En Guatemala ondean banderas blancas afuera de las casas para indicar que tienen hambre
A pesar de la cuarentena, la vida en las calles de Guatemala sigue. Pero al barullo cotidiano de antes de la pandemia se ha sumado una nueva imagen: cientos, miles de personas que desde las banquetas o las orillas de las carreteras ondean trozos de tela, de papel, de bolsas plásticas blancas que envían un mensaje tácito: tienen hambre, piden comida. Lo hacen ancianos, hombres, mujeres, niños, agitando trapos blancos. Tienen vergüenza, se cubren el rostro cuando la cámara de los periodistas los enfoca. Un cuadro similar se vivió en Colombia, donde la gente sacó banderas rojas porque, en medio de la crisis, ya no tienen alimentos.
Una gran porción —imposible tener cifras de quienes ahora piden comida en las vías— pertenece al sector del trabajo informal.
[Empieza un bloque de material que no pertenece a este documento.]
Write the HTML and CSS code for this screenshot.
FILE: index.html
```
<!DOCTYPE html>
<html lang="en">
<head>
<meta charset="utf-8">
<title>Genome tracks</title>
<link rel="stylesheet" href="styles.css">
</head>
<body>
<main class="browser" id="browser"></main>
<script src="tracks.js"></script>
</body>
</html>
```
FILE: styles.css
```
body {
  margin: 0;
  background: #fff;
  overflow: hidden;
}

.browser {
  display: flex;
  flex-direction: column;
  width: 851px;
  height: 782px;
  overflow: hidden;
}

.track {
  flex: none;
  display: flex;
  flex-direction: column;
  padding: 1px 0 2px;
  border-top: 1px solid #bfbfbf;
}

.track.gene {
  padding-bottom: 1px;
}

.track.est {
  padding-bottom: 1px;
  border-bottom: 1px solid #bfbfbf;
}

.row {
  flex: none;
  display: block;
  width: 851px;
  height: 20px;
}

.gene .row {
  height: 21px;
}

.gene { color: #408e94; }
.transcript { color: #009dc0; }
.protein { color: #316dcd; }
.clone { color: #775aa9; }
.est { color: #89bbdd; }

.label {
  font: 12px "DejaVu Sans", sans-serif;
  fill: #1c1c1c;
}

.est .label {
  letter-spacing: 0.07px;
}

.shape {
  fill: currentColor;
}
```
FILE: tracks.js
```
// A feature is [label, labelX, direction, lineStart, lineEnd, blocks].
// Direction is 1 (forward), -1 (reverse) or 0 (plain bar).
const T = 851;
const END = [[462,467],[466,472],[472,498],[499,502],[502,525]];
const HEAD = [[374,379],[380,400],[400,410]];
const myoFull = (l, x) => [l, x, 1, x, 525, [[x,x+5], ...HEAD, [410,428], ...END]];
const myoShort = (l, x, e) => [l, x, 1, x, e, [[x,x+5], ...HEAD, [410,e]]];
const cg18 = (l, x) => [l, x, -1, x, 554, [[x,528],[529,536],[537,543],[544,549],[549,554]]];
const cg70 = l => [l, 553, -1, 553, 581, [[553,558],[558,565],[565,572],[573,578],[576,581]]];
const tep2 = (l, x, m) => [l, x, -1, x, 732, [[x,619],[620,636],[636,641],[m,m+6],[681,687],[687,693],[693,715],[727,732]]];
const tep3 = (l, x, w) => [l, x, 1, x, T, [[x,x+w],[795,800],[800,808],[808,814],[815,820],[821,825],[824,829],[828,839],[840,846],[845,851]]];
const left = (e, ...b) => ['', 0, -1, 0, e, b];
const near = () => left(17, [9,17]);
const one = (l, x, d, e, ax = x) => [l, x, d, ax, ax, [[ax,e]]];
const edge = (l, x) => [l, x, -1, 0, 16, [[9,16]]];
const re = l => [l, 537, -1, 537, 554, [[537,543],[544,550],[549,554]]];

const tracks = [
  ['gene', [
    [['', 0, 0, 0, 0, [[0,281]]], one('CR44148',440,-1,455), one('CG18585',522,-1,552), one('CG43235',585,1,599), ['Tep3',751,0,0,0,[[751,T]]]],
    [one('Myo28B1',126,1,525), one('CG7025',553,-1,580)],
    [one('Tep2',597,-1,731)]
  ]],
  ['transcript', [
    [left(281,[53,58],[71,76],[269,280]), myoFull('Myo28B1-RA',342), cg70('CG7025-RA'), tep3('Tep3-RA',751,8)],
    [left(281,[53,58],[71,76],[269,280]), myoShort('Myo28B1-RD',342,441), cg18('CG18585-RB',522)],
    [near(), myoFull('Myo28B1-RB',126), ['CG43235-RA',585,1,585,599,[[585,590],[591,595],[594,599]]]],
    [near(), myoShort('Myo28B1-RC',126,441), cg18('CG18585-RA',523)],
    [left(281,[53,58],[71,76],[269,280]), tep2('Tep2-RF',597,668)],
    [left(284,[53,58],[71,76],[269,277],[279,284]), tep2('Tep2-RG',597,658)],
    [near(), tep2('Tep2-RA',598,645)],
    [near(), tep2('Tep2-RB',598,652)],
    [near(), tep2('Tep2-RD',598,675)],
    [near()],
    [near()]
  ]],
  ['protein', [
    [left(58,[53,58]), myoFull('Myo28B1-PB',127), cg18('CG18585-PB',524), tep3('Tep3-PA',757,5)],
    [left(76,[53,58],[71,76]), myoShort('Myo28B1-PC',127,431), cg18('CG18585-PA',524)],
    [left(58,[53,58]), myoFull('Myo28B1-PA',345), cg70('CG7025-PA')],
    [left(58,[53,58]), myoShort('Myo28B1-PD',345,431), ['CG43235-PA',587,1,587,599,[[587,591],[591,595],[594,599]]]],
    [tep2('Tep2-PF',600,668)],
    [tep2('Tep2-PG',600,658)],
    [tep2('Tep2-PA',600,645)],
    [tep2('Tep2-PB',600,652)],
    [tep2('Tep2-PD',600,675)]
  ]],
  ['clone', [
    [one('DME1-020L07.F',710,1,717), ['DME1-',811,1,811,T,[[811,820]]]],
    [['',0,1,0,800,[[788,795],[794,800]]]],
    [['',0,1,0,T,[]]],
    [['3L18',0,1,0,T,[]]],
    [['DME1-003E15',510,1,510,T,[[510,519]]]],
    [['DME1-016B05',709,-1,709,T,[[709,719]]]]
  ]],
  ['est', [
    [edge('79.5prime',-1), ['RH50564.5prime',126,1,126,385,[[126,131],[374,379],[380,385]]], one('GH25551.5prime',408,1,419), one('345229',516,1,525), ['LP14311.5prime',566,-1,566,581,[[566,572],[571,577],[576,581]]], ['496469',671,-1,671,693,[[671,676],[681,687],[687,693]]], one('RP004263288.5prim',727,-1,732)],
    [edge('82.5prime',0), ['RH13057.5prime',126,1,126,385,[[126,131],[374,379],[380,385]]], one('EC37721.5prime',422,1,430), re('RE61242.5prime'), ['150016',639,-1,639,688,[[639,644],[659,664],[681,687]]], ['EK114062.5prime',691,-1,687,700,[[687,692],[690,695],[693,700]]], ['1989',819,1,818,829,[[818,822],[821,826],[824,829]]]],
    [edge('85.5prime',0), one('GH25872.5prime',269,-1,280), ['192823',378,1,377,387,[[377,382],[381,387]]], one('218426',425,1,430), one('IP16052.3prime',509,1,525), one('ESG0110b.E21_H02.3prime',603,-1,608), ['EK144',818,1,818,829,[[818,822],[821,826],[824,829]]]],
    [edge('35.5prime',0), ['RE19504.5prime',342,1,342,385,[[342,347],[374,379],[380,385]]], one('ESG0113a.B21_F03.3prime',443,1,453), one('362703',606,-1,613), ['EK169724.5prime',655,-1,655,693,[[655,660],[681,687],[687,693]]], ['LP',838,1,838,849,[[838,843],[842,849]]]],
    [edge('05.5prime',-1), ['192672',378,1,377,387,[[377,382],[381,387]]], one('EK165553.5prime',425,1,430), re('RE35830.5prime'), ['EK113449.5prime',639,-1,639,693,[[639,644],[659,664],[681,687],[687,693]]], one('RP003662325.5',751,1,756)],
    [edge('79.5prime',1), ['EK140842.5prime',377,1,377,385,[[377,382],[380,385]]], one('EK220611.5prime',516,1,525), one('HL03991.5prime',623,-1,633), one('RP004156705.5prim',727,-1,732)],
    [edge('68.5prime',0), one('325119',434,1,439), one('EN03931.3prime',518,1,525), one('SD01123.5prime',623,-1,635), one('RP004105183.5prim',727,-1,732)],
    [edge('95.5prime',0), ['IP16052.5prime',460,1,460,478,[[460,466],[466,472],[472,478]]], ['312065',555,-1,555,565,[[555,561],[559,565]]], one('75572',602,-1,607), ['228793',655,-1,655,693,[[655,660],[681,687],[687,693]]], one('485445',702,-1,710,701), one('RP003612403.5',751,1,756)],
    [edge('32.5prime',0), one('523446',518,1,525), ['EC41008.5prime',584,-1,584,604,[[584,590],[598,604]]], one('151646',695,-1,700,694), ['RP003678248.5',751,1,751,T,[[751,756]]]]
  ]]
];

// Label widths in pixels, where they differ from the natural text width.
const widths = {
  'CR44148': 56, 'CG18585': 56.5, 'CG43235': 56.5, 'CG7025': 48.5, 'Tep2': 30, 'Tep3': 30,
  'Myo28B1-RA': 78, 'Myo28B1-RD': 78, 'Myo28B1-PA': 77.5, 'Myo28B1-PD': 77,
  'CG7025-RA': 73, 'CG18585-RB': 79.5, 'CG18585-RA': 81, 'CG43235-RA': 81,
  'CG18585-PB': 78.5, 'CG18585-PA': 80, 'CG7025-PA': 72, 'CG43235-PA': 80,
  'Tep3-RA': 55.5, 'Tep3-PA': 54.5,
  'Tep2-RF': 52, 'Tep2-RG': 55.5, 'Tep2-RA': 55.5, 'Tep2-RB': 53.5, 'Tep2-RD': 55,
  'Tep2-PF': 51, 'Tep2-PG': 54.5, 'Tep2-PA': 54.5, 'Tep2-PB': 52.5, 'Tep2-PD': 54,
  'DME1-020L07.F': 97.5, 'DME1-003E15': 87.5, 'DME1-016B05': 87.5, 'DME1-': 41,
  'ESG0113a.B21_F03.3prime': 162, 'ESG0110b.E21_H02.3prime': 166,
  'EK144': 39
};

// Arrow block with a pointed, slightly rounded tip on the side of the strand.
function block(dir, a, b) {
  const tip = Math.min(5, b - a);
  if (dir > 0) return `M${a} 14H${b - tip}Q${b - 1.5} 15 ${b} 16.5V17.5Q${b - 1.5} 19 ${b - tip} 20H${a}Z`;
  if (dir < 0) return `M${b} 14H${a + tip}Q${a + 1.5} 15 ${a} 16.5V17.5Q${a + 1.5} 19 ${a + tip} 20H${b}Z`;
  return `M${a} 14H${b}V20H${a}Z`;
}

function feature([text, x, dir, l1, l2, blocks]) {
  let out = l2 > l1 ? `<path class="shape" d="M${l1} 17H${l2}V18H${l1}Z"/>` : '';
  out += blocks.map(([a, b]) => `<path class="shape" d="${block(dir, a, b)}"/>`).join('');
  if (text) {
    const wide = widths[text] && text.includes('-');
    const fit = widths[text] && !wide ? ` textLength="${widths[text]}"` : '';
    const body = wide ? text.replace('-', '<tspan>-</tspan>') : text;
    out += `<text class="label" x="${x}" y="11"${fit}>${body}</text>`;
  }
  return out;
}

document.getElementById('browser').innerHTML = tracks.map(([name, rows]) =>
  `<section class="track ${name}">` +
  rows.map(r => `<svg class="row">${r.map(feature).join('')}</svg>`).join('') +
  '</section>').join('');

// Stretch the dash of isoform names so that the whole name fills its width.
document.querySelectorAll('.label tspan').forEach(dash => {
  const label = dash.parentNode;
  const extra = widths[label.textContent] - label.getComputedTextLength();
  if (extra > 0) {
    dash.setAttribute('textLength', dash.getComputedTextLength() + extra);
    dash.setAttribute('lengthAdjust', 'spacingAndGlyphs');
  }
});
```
Son vendedores ambulantes, personal de limpieza, empleadas domésticas, jardineros, guardias de seguridad, trabajadores de la construcción, campesinos, que no cuentan con contratos de trabajo. Todo esto, frente a un Estado que no los protege y con un sistema de salud precario.
La comunidad Las Mercedes es un ejemplo que se repite por miles. Está ubicada a 50 kilómetros de la capital, en Jocotillo, del municipio de Villa Canales, en Guatemala. Allí viven 250 familias. Es un paisaje desértico, donde se cultivan hectáreas de piña. Las calles son de tierra compacta y todo es color ocre. Las paredes divisorias entre terrenos son alambre espigado con láminas de zinc oxidadas. Se instalaron allí en 1998 tras el paso del huracán Mitch.
Elizabeth Tambriz vive en Las Mercedes. Ella es trabajadora doméstica, una de las 250 mil mujeres que limpian, cocinan y cuidan niños para ganarse la vida. Elizabeth trabaja desde los 12 años, cuando dejó Mazatenango, su pueblo natal, para ir a vivir a la capital. Desde allí no ha dejado de hacerlo, tiene 42 años y ningún ahorro.
A partir del 13 de marzo en que se hizo público el primer caso de contagio en Guatemala, se declaró la cuarentena y se cerró el transporte público, Elizabeth no volvió a ninguna de las tres casas donde trabaja. Desde hace dos meses no recibe el salario de 100 quetzales por día, unos 13 dólares. Una de sus patronas sí la ayuda un poco, dice. Los empleadores de Elizabeth viven en las zonas 10 y 14 de la capital, dos áreas acomodadas para familias de clase media alta y clase alta.
En el trabajo doméstico usualmente no hay contratos (aunque por ley sería válido un trato verbal), la mayoría no recibe prestaciones ni indemnización cuando se retiran. Para Elizabeth, en este momento, su única aspiración —y el de otras vecinas— es poder tener trabajo. Por ahora, sobreviven con su esposo y su hija de 13 años, con el salario reducido de él, que es conductor de autobuses: 800 quetzales (100 dólares).
El economista Jonathan Menkos, director ejecutivo del Instituto Centroamericano de Estudios Fiscales (Icefi) y excandidato vicepresidencial por el partido Semilla en las elecciones recién pasadas, asegura que “en el caso de Guatemala, la pérdida sería de 555 mil empleos. Y eso para Guatemala significaría la pérdida de los últimos seis años de empleos formales generados. El país genera tan pocos empleos formales, 25 mil empleos registrados en el IGSS (Instituto Guatemalteco de Seguridad Social) al año, en una sociedad de 16 millones de habitantes. Es nada”.